The morning following the vigil, Tilaia was on breakfast TV, in his maroon Cashmere High blazer weighed down by pins. He explained why he felt the need to hold the vigil. “It was about people like ourselves, giving them the hope and the inspiration to help others. Letting them know that they are us and we are them. If they need a shoulder, I’m here for them. We don’t want this to be just a one-day thing. We want it to be throughout the next few weeks.”

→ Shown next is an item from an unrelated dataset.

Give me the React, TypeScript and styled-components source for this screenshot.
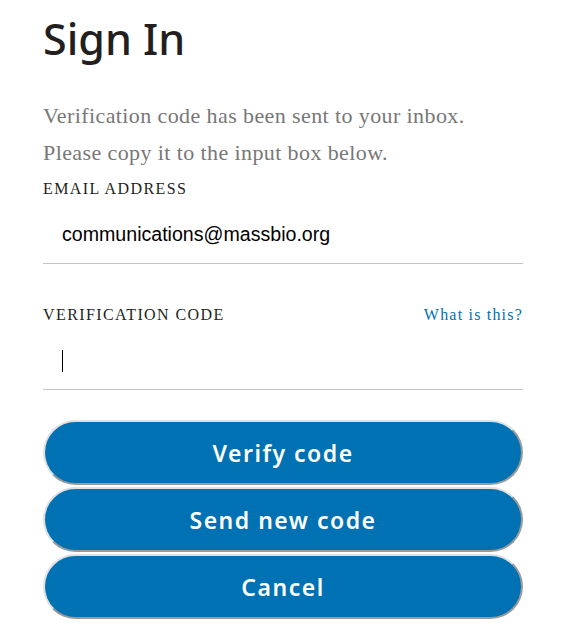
import styled, { createGlobalStyle } from 'styled-components'

const GlobalStyle = createGlobalStyle`
  html, body {
    margin: 0;
    padding: 0;
    background: #fff;
  }
`

const Page = styled.div`
  width: 480px;
  margin: 0 auto;
  padding-top: 15px;
  display: flex;
  flex-direction: column;
`

const Title = styled.h1`
  margin: 0;
  font-family: "Noto Sans", sans-serif;
  font-size: 43px;
  font-weight: 500;
  line-height: 48px;
  color: #231f20;
`

const Intro = styled.p`
  margin: 34px 0 0;
  font-family: "Liberation Serif", serif;
  font-size: 22px;
  line-height: 37px;
  letter-spacing: 0.4px;
  color: #777;
`

const Field = styled.div`
  display: flex;
  flex-direction: column;
`

const LabelRow = styled.div<{ $top: number }>`
  margin-top: ${p => p.$top}px;
  display: flex;
  justify-content: space-between;
  align-items: center;
  font-family: "Liberation Serif", serif;
  font-size: 16px;
  line-height: 18px;
  letter-spacing: 1.4px;
`

const Label = styled.label`
  color: #231f20;
  text-transform: uppercase;
`

const HelpLink = styled.a`
  color: #0071b2;
  text-decoration: none;
  letter-spacing: 1.2px;
`

const InputBox = styled.div`
  box-sizing: border-box;
  height: 54px;
  margin-top: 12px;
  padding: 0 0 4px 19px;
  display: flex;
  align-items: center;
  border-bottom: 1px solid #c4c4c4;
`

const TextInput = styled.input`
  border: none;
  outline: none;
  padding: 0;
  width: 100%;
  font-family: "Liberation Sans", Arial, sans-serif;
  font-size: 19.6px;
  color: #000;
  background: transparent;
`

const Caret = styled.span`
  display: block;
  width: 1px;
  height: 22px;
  background: #000;
`

const Buttons = styled.div`
  margin-top: 30px;
  display: flex;
  flex-direction: column;
  gap: 2px;
`

const Button = styled.button`
  height: 65px;
  width: 100%;
  border-radius: 33px;
  border: 2px solid;
  border-color: #e0e0e0 #9a9a9a #9a9a9a #e0e0e0;
  background: #0071b2;
  color: #fff;
  font-family: "Noto Sans", sans-serif;
  font-size: 23px;
  font-weight: 600;
  letter-spacing: 1.5px;
  cursor: pointer;
`

export default function App() {
  return (
    <>
      <GlobalStyle />
      <Page>
        <Title>Sign In</Title>
        <Intro>
          Verification code has been sent to your inbox.
          <br />
          Please copy it to the input box below.
        </Intro>
        <Field>
          <LabelRow $top={9}>
            <Label>Email Address</Label>
          </LabelRow>
          <InputBox>
            <TextInput type="email" value="communications@massbio.org" readOnly />
          </InputBox>
        </Field>
        <Field>
          <LabelRow $top={42}>
            <Label>Verification Code</Label>
            <HelpLink href="#">What is this?</HelpLink>
          </LabelRow>
          <InputBox>
            <Caret />
          </InputBox>
        </Field>
        <Buttons>
          <Button>Verify code</Button>
          <Button>Send new code</Button>
          <Button>Cancel</Button>
        </Buttons>
      </Page>
    </>
  )
}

On Wednesday the 20th, Prime Minister Jacinda Ardern entered the hall at Cashmere High School to a rousing haka. This was the same haka that had been performed at the vigil on Monday, footage of which had spread around the world. It is called ‘Tahu Pōtiki’, named for the founder of the Ngāi Tahu iwi. A number of Canterbury schools now teach the haka, as demonstrated by the many different school colours who joined in at Monday’s vigil. The lyrics describe a ruru, or morepork – the way it stands solid – and speaks of darkness, light and new understanding.
Tēnei te ruru
Te koukou nei
Te ūpoko nui o te rūrū
This is the morepork
Whose head does not toss
From side to side, nor up and down
The head of the morepork is steadfast on its shoulders
As it calls us
From the darkness
From the darkness
And into the world of light
To a dawn of new understanding
Just a few hours after Ardern spoke at his school, Zaid Mustafa was at the Linwood Cemetery, burying two members of his family. Sitting in a wheelchair, he was an image of absolute grief, perched at the side of his family’s grave. A week after the attacks, he was at the Friday prayer service held in Hagley Park, just opposite the Al Noor mosque. As hundreds of worshippers bowed their heads, he was one of the few unable to prostrate completely, his wounds and his wheelchair preventing him from reaching the prayer mat.
Cashmere was the home of New Zealand’s first Muslim family, and is where their graves still are today. The commentator Morgan Godfery says that “white supremacy can trace its roots – Māori would call it its whakapapa – to the 19th century and colonisation”. What little we know about Wuzerah’s life on the Cracroft Wilson estate suggests that Islamophobia has been here almost as long as Islam has. The suburb that wrote the first chapter of New Zealand’s Muslim history was also home to some recent Muslim immigrants whose young lives were cut short. Though New Zealand has long history of bigotry and ignorance, the actions of many, including the Cashmere High School students and their peers, should give us hope. Devastated by the attacks on their fellows students they have found strength in shared action, and in doing so, inspired us all.